Profiter de ce potentiel passe également par "penser coproduction" et "intégrer nos différents marchés", ce qui existe déjà en partie dans les faits. "Il faut davantage stimuler la coopération sous-régionale et continentale", plaide l'expert de l'Unesco qui rappelle de nouveau que le rapport "arrive à la demande des Etats" dans un contexte où "eux-mêmes se rendent compte du pouvoir de la culture pour le développement de leur pays en termes économique, d’inclusion, de cohésion sociale (et) de rayonnement".
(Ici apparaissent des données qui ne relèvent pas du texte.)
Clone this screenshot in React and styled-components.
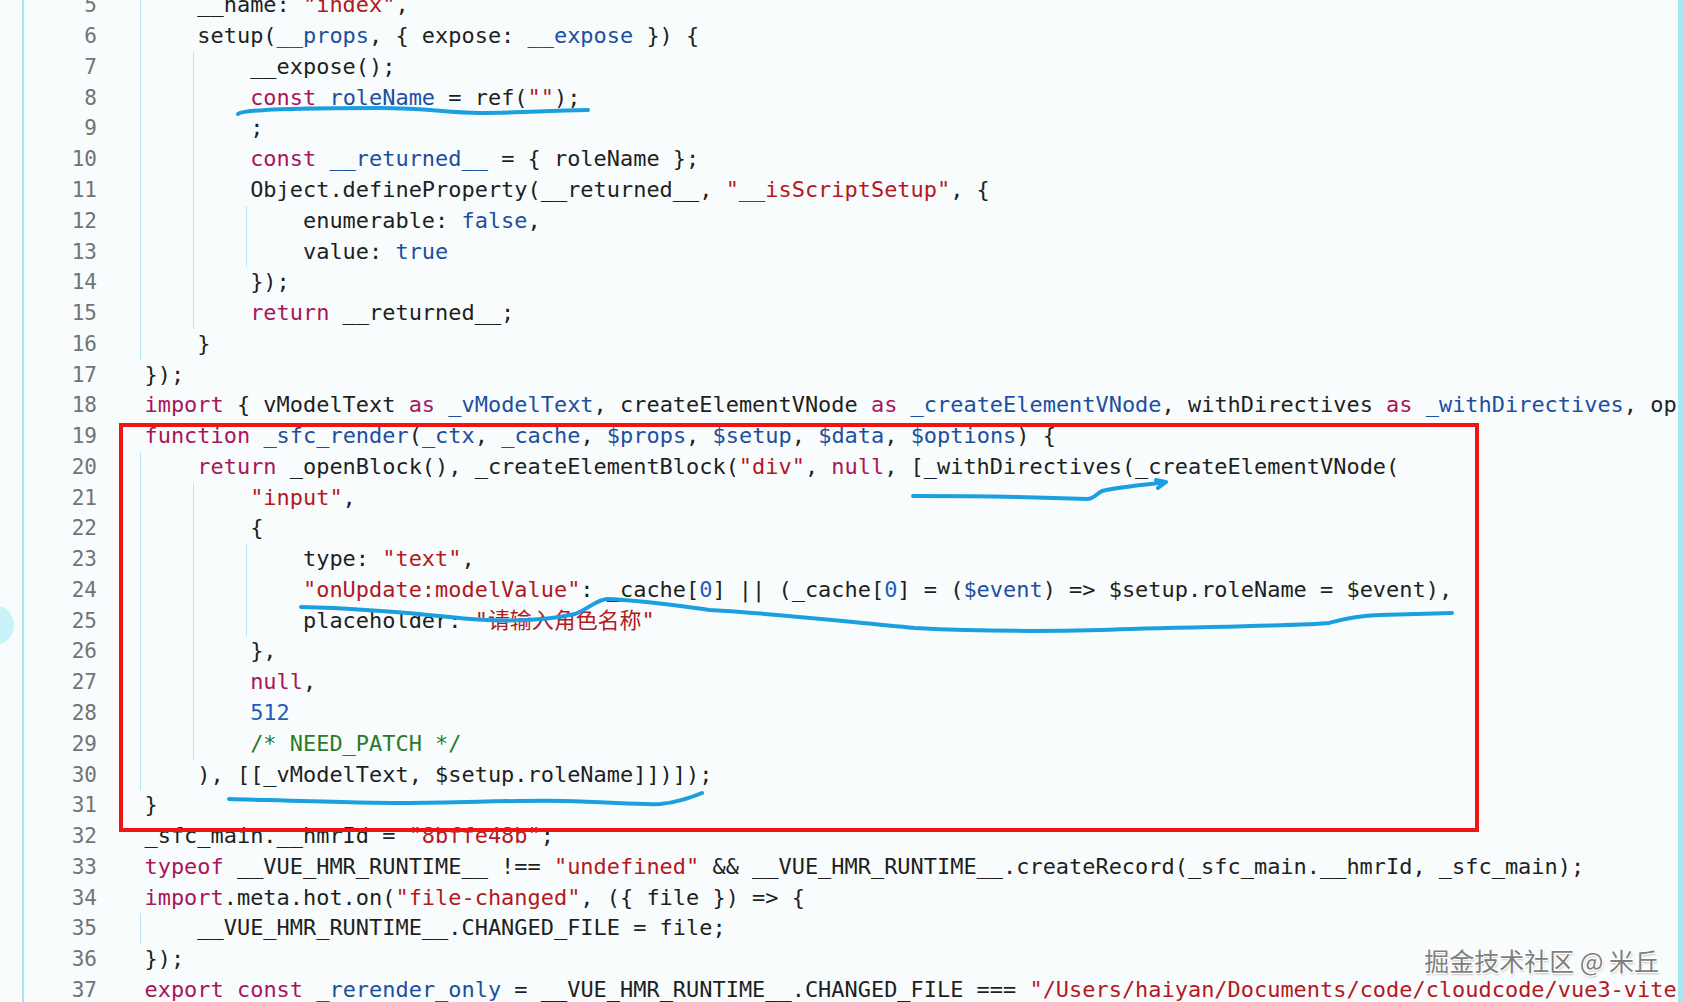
import React from "react";
import styled, { createGlobalStyle } from "styled-components";

const LINE_H = 30.78;

const colors = {
  bg: "#f8fcfd",
  text: "#1f1f1f",
  gutter: "#707476",
  keyword: "#a8155c",
  ident: "#1d4f9e",
  number: "#1f5bbf",
  string: "#b3191e",
  comment: "#2a7a2a",
  rail: "#a8e6f3",
  guide: "#b6e7f4",
};

const GlobalStyle = createGlobalStyle`
  html, body {
    margin: 0;
    padding: 0;
    background: ${colors.bg};
  }
`;

const lines = [
  { n: 5, i: 1, t: [["p", "__name: "], ["s", '"index"'], ["p", ","]] },
  { n: 6, i: 1, t: [["p", "setup("], ["v", "__props"], ["p", ", { expose: "], ["v", "__expose"], ["p", " }) {"]] },
  { n: 7, i: 2, t: [["p", "__expose();"]] },
  { n: 8, i: 2, t: [["k", "const"], ["p", " "], ["v", "roleName"], ["p", " = ref("], ["s", '""'], ["p", ");"]] },
  { n: 9, i: 2, t: [["p", ";"]] },
  { n: 10, i: 2, t: [["k", "const"], ["p", " "], ["v", "__returned__"], ["p", " = { roleName };"]] },
  { n: 11, i: 2, t: [["p", "Object.defineProperty(__returned__, "], ["s", '"__isScriptSetup"'], ["p", ", {"]] },
  { n: 12, i: 3, t: [["p", "enumerable: "], ["v", "false"], ["p", ","]] },
  { n: 13, i: 3, t: [["p", "value: "], ["v", "true"]] },
  { n: 14, i: 2, t: [["p", "});"]] },
  { n: 15, i: 2, t: [["k", "return"], ["p", " __returned__;"]] },
  { n: 16, i: 1, t: [["p", "}"]] },
  { n: 17, i: 0, t: [["p", "});"]] },
  {
    n: 18,
    i: 0,
    t: [
      ["k", "import"], ["p", " { vModelText "], ["k", "as"], ["p", " "], ["v", "_vModelText"],
      ["p", ", createElementVNode "], ["k", "as"], ["p", " "], ["v", "_createElementVNode"],
      ["p", ", withDirectives "], ["k", "as"], ["p", " "], ["v", "_withDirectives"],
      ["p", ", openBlock "], ["k", "as"], ["p", " "], ["v", "_openBlock"], ["p", " }"],
    ],
  },
  {
    n: 19,
    i: 0,
    t: [
      ["k", "function"], ["p", " "], ["v", "_sfc_render"], ["p", "("], ["v", "_ctx"], ["p", ", "],
      ["v", "_cache"], ["p", ", "], ["v", "$props"], ["p", ", "], ["v", "$setup"], ["p", ", "],
      ["v", "$data"], ["p", ", "], ["v", "$options"], ["p", ") {"],
    ],
  },
  {
    n: 20,
    i: 1,
    t: [
      ["k", "return"], ["p", " _openBlock(), _createElementBlock("], ["s", '"div"'], ["p", ", "],
      ["k", "null"], ["p", ", [_withDirectives(_createElementVNode("],
    ],
  },
  { n: 21, i: 2, t: [["s", '"input"'], ["p", ","]] },
  { n: 22, i: 2, t: [["p", "{"]] },
  { n: 23, i: 3, t: [["p", "type: "], ["s", '"text"'], ["p", ","]] },
  {
    n: 24,
    i: 3,
    t: [
      ["s", '"onUpdate:modelValue"'], ["p", ": _cache["], ["n", "0"], ["p", "] || (_cache["], ["n", "0"],
      ["p", "] = ("], ["v", "$event"], ["p", ") => $setup.roleName = $event),"],
    ],
  },
  { n: 25, i: 3, t: [["p", "placeholder: "], ["s", '"请输入角色名称"']] },
  { n: 26, i: 2, t: [["p", "},"]] },
  { n: 27, i: 2, t: [["k", "null"], ["p", ","]] },
  { n: 28, i: 2, t: [["n", "512"]] },
  { n: 29, i: 2, t: [["c", "/* NEED_PATCH */"]] },
  { n: 30, i: 1, t: [["p", "), [[_vModelText, $setup.roleName]])]);"]] },
  { n: 31, i: 0, t: [["p", "}"]] },
  { n: 32, i: 0, t: [["p", "_sfc_main.__hmrId = "], ["s", '"8bffe48b"'], ["p", ";"]] },
  {
    n: 33,
    i: 0,
    t: [
      ["k", "typeof"], ["p", " __VUE_HMR_RUNTIME__ !== "], ["s", '"undefined"'],
      ["p", " && __VUE_HMR_RUNTIME__.createRecord(_sfc_main.__hmrId, _sfc_main);"],
    ],
  },
  { n: 34, i: 0, t: [["k", "import"], ["p", ".meta.hot.on("], ["s", '"file-changed"'], ["p", ", ({ file }) => {"]] },
  { n: 35, i: 1, t: [["p", "__VUE_HMR_RUNTIME__.CHANGED_FILE = file;"]] },
  { n: 36, i: 0, t: [["p", "});"]] },
  {
    n: 37,
    i: 0,
    t: [
      ["k", "export"], ["p", " "], ["k", "const"], ["p", " "], ["v", "_rerender_only"],
      ["p", " = __VUE_HMR_RUNTIME__.CHANGED_FILE === "],
      ["s", '"/Users/haiyan/Documents/code/cloudcode/vue3-vite-demo/src/views/index.vue"'], ["p", ";"],
    ],
  },
];

const tokenColor = {
  p: colors.text,
  k: colors.keyword,
  v: colors.ident,
  n: colors.number,
  s: colors.string,
  c: colors.comment,
};

export default function App() {
  return (
    <>
      <GlobalStyle />
      <Screen>
        <LeftRail />
        <Editor>
          <Lines>
            {lines.map((line) => (
              <Line key={line.n}>
                <LineNo>{line.n}</LineNo>
                <Code>
                  {Array.from({ length: line.i }).map((_, k) => (
                    <Guide key={k} />
                  ))}
                  {line.t.map(([type, text], k) => (
                    <Token key={k} $type={type}>
                      {text}
                    </Token>
                  ))}
                </Code>
              </Line>
            ))}
          </Lines>
        </Editor>
        <RightRail />

        <Bubble />
        <Annotations width="1684" height="1002" viewBox="0 0 1684 1002">
          <rect x="121" y="425" width="1356" height="405" fill="none" stroke="#f01414" strokeWidth="4" />
          <g fill="none" stroke="#1c9fe0" strokeWidth="4" strokeLinecap="round" strokeLinejoin="round">
            <path d="M238 114 C 244 109, 300 108, 380 108 C 430 108, 445 113, 480 113 C 520 113, 540 111, 588 110" />
            <path d="M913 496 C 960 496, 1040 497, 1087 499 C 1094 499, 1096 494, 1102 491 C 1120 487, 1145 485, 1166 482 L 1156 480 M1166 482 L 1158 488" />
            <path d="M301 607 C 350 608, 400 612, 450 617 C 490 622, 540 622, 575 614 C 590 608, 596 600, 607 599 C 640 600, 680 606, 710 610 C 780 614, 830 620, 915 628 C 990 632, 1060 631, 1100 630 C 1182 627, 1300 626, 1329 623 C 1340 620, 1352 616, 1380 615 L 1452 613" />
            <path d="M229 799 C 300 801, 360 803, 402 803 C 480 802, 530 800, 563 801 C 610 802, 640 805, 660 804 C 672 803, 678 801, 685 799 C 692 797, 697 795, 702 793" />
          </g>
        </Annotations>
        <Watermark>掘金技术社区 @ 米丘</Watermark>
      </Screen>
    </>
  );
}

// Styles
const Screen = styled.div`
  position: relative;
  display: flex;
  width: 100vw;
  height: 100vh;
  overflow: hidden;
  background: ${colors.bg};
`;

const LeftRail = styled.div`
  flex: none;
  width: 22px;
  border-right: 2px solid ${colors.rail};
`;

const Editor = styled.div`
  flex: 1;
  min-width: 0;
  overflow: hidden;
`;

const Lines = styled.div`
  display: flex;
  flex-direction: column;
  margin-top: -9.6px;
`;

const Line = styled.div`
  display: flex;
  height: ${LINE_H}px;
  line-height: ${LINE_H}px;
  white-space: pre;
`;

const LineNo = styled.div`
  flex: none;
  width: 73px;
  text-align: right;
  font-family: "DejaVu Sans Mono", monospace;
  font-size: 21px;
  color: ${colors.gutter};
`;

const Code = styled.div`
  flex: none;
  display: flex;
  padding-left: 47.5px;
  font-family: "DejaVu Sans Mono", "Noto Sans CJK SC", monospace;
  font-size: 21.95px;
`;

const Guide = styled.span`
  flex: none;
  box-sizing: border-box;
  width: calc(4ch + 4.5px);
  margin-left: -4.5px;
  border-left: 1.5px solid ${colors.guide};
`;

const Token = styled.span`
  color: ${(props) => tokenColor[props.$type]};
`;

const RightRail = styled.div`
  flex: none;
  width: 6px;
  background: ${colors.rail};
`;

const Bubble = styled.div`
  position: absolute;
  left: -26px;
  top: 605px;
  width: 40px;
  height: 40px;
  border-radius: 50%;
  background: #c9f2f9;
`;

const Annotations = styled.svg`
  position: absolute;
  left: 0;
  top: 0;
  pointer-events: none;
`;

const Watermark = styled.div`
  position: absolute;
  right: 25px;
  top: 948px;
  font-family: "Noto Sans CJK SC", sans-serif;
  font-size: 25px;
  line-height: 1;
  color: #7e7e7e;
  text-shadow: 1px 1px 0 #ffffff, -1px -1px 0 #ffffff, 1px -1px 0 #ffffff, -1px 1px 0 #ffffff,
    1px 2px 2px rgba(0, 0, 0, 0.25);
`;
Faire davantage de places aux femmes reste ainsi primordial. "On ne peut pas ignorer plus de la moitié de l’humanité, (accepter) que leur voix ne puisse pas s’exprimer quand il s’agit surtout de construire des récits. (…) Les premiers artisans de notre éducation, je pense, ont été nos mères. Elles nous ont transmis une façon de voir le monde. Il faudrait que cela se reflète dans la façon dont on fait les films", conclut Toussaint Tiendrebeogo.